-- BEGIN --
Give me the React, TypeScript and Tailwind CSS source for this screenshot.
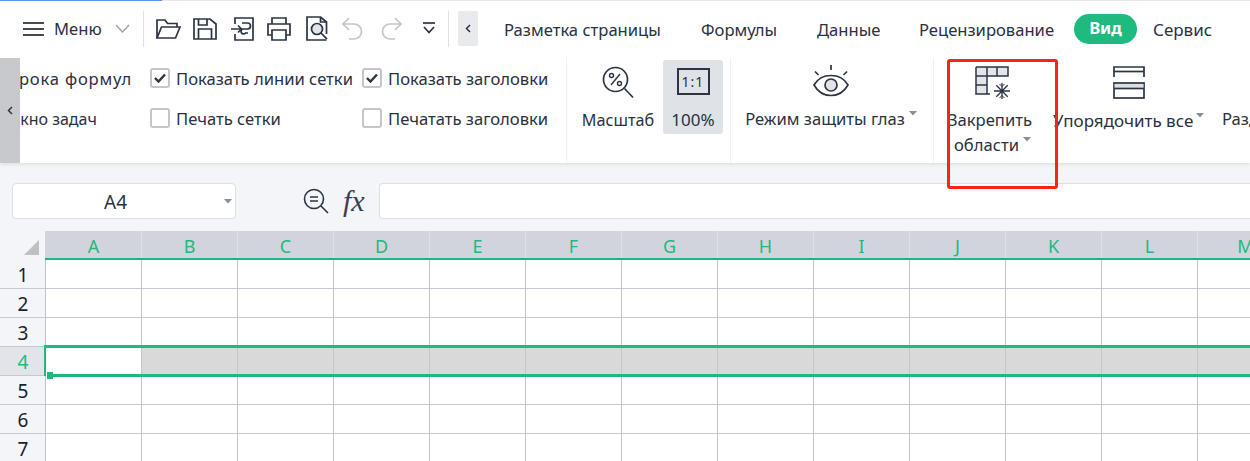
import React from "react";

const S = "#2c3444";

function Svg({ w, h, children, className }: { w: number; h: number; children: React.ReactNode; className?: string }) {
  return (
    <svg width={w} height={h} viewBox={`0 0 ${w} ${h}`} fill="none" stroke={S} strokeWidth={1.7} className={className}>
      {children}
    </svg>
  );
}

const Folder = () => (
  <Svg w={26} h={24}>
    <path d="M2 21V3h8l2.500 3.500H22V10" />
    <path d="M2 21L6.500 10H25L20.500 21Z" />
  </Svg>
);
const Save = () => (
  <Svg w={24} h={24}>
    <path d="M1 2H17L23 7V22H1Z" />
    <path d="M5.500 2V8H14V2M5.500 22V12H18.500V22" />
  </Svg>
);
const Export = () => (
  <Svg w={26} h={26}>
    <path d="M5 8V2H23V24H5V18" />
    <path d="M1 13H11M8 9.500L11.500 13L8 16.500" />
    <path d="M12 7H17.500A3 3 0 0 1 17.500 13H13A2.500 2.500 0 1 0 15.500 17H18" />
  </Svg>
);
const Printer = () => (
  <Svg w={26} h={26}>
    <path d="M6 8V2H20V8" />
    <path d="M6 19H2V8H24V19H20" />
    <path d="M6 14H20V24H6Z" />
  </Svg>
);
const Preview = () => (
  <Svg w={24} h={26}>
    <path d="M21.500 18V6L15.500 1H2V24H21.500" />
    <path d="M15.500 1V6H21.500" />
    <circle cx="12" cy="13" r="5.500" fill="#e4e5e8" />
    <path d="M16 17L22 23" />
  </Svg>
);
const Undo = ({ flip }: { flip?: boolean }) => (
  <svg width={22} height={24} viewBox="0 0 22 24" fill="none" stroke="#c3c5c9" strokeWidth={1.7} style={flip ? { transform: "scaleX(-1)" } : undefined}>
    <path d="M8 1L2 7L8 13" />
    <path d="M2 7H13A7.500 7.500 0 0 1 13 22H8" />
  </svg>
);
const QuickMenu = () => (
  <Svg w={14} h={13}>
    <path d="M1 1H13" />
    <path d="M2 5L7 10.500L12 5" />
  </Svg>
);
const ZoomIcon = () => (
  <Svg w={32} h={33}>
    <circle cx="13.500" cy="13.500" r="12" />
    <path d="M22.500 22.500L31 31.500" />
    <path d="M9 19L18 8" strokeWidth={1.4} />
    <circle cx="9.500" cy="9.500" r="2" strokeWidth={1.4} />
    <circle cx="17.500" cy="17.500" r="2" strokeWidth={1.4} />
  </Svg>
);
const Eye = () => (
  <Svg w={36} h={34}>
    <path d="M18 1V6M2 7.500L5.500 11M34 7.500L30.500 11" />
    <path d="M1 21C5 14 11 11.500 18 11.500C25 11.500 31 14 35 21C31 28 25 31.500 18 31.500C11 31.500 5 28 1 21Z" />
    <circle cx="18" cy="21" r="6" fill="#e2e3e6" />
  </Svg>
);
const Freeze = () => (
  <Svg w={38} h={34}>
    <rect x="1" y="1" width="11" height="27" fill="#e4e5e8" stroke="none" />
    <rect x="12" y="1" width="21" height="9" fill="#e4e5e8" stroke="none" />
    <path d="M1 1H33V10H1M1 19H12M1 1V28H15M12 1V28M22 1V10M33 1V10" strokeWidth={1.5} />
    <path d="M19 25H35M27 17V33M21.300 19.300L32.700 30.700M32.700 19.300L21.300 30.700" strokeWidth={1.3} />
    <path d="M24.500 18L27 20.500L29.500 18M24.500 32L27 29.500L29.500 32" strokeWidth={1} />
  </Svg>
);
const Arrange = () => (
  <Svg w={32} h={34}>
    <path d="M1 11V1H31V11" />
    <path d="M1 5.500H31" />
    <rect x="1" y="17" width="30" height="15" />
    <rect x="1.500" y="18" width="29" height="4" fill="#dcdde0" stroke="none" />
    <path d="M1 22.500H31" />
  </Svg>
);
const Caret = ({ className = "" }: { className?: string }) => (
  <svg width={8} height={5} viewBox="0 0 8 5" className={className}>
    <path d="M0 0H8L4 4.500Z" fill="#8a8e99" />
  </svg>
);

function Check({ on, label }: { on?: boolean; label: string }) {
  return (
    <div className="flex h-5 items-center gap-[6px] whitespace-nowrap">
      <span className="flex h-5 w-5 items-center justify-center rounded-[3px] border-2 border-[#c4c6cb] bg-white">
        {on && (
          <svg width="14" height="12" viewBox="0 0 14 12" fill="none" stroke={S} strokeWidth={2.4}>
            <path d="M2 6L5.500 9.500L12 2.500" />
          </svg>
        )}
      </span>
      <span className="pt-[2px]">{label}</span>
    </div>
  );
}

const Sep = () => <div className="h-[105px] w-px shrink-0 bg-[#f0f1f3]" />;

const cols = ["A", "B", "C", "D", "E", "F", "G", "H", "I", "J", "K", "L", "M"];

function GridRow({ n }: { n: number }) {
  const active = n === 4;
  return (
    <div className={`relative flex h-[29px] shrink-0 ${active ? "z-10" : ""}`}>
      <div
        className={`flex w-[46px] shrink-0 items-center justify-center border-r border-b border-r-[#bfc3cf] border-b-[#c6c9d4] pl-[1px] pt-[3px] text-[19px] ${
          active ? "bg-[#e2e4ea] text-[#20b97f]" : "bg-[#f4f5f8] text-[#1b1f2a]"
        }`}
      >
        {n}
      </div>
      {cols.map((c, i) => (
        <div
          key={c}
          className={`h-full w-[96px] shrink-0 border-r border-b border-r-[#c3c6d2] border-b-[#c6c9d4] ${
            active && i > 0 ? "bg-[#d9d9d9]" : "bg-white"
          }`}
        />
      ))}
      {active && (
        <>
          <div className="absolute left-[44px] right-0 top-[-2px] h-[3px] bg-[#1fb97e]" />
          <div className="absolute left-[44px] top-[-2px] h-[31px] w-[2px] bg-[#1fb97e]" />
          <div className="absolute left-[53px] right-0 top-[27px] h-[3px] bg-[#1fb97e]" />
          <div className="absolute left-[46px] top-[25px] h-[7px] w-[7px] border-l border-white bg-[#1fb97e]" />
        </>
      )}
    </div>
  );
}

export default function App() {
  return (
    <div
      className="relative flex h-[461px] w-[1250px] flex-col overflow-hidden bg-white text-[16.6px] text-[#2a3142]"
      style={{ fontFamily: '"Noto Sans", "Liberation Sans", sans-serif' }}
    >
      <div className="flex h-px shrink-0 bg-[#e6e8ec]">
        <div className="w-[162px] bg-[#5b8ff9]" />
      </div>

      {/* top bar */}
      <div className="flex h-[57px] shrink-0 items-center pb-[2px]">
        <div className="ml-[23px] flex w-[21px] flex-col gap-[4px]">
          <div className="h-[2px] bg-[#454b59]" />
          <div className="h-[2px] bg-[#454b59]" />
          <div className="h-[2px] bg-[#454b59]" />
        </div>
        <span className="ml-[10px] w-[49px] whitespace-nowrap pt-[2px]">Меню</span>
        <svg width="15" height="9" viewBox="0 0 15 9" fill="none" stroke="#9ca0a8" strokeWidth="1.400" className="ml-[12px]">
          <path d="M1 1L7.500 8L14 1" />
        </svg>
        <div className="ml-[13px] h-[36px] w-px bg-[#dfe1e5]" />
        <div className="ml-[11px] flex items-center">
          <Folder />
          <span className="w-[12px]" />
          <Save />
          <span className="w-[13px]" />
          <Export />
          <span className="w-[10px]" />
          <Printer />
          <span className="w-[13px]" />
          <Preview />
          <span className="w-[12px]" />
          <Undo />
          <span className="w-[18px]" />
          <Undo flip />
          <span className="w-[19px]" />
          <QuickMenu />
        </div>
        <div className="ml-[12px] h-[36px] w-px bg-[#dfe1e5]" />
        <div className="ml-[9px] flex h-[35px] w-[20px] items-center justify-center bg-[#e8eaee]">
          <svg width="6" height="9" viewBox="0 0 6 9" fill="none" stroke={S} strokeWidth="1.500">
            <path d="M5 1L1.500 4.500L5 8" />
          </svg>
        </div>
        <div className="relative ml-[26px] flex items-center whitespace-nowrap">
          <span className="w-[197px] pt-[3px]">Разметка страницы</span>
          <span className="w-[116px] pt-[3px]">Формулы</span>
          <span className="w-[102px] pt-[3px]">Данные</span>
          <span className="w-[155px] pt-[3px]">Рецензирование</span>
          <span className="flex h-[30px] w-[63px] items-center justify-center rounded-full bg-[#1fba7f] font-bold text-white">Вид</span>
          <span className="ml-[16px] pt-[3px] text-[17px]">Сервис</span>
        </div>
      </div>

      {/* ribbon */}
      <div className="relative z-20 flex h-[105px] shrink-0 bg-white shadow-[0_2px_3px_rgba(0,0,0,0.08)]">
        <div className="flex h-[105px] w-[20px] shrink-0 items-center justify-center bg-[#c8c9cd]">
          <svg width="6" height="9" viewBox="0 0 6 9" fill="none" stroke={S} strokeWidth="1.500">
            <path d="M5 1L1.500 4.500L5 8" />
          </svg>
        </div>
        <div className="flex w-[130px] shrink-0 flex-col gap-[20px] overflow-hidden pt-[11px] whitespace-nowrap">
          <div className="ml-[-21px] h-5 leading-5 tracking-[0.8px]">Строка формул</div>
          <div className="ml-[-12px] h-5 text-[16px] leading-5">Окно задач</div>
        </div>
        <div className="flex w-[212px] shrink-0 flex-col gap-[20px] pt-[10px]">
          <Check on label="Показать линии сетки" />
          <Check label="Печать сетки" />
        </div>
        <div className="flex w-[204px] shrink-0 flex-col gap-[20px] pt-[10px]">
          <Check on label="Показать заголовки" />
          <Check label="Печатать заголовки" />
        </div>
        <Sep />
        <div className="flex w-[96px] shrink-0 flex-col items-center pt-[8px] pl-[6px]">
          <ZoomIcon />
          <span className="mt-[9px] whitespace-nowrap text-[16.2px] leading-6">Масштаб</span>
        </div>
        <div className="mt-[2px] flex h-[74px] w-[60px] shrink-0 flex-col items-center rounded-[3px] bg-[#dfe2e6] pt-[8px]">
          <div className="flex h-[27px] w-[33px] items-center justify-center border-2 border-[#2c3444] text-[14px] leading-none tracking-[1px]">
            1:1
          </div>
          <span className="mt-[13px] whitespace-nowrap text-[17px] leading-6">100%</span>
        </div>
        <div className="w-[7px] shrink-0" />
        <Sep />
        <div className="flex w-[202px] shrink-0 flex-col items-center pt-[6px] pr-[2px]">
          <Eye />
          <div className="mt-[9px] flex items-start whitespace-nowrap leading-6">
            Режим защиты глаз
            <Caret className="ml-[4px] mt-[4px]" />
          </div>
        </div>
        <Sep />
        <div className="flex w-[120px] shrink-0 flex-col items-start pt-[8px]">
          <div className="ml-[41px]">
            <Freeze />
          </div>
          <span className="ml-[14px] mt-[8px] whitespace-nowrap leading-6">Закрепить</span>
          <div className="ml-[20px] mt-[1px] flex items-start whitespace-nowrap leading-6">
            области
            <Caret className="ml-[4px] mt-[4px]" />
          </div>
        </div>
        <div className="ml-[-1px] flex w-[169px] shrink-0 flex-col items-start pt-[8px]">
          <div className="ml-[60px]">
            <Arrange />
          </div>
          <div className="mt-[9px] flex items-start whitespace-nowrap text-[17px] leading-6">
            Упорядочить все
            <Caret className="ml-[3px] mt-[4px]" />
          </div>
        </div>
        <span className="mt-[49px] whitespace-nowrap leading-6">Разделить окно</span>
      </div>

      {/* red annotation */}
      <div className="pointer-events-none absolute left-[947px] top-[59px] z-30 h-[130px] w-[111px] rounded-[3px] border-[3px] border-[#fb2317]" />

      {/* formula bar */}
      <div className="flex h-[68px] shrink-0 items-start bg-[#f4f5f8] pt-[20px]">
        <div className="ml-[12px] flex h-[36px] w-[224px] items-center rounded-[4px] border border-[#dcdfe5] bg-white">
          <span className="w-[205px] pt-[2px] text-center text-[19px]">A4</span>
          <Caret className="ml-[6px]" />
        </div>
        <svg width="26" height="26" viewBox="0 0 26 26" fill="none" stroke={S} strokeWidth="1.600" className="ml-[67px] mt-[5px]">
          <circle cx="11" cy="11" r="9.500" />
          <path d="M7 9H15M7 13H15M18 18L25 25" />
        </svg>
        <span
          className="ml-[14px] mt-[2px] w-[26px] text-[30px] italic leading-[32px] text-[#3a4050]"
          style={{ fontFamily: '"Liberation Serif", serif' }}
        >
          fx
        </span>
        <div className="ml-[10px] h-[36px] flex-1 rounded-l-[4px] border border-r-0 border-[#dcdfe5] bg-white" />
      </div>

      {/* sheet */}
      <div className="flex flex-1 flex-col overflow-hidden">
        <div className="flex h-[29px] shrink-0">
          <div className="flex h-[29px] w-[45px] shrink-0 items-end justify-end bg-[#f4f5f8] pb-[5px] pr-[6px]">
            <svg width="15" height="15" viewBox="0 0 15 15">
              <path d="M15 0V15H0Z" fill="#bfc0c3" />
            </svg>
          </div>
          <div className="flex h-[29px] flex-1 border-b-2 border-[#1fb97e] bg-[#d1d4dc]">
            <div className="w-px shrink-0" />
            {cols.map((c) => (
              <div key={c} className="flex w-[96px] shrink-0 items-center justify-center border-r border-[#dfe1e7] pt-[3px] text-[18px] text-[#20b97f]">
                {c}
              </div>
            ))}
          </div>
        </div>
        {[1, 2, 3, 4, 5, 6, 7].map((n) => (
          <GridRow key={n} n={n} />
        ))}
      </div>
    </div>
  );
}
-- END --
> **Prompt**
Each line that holds the word "React" is to be copied.

> **The reply**
Give me the React, TypeScript and Tailwind CSS source for this screenshot.
import React from "react";
function Svg({ w, h, children, className }: { w: number; h: number; children: React.ReactNode; className?: string }) {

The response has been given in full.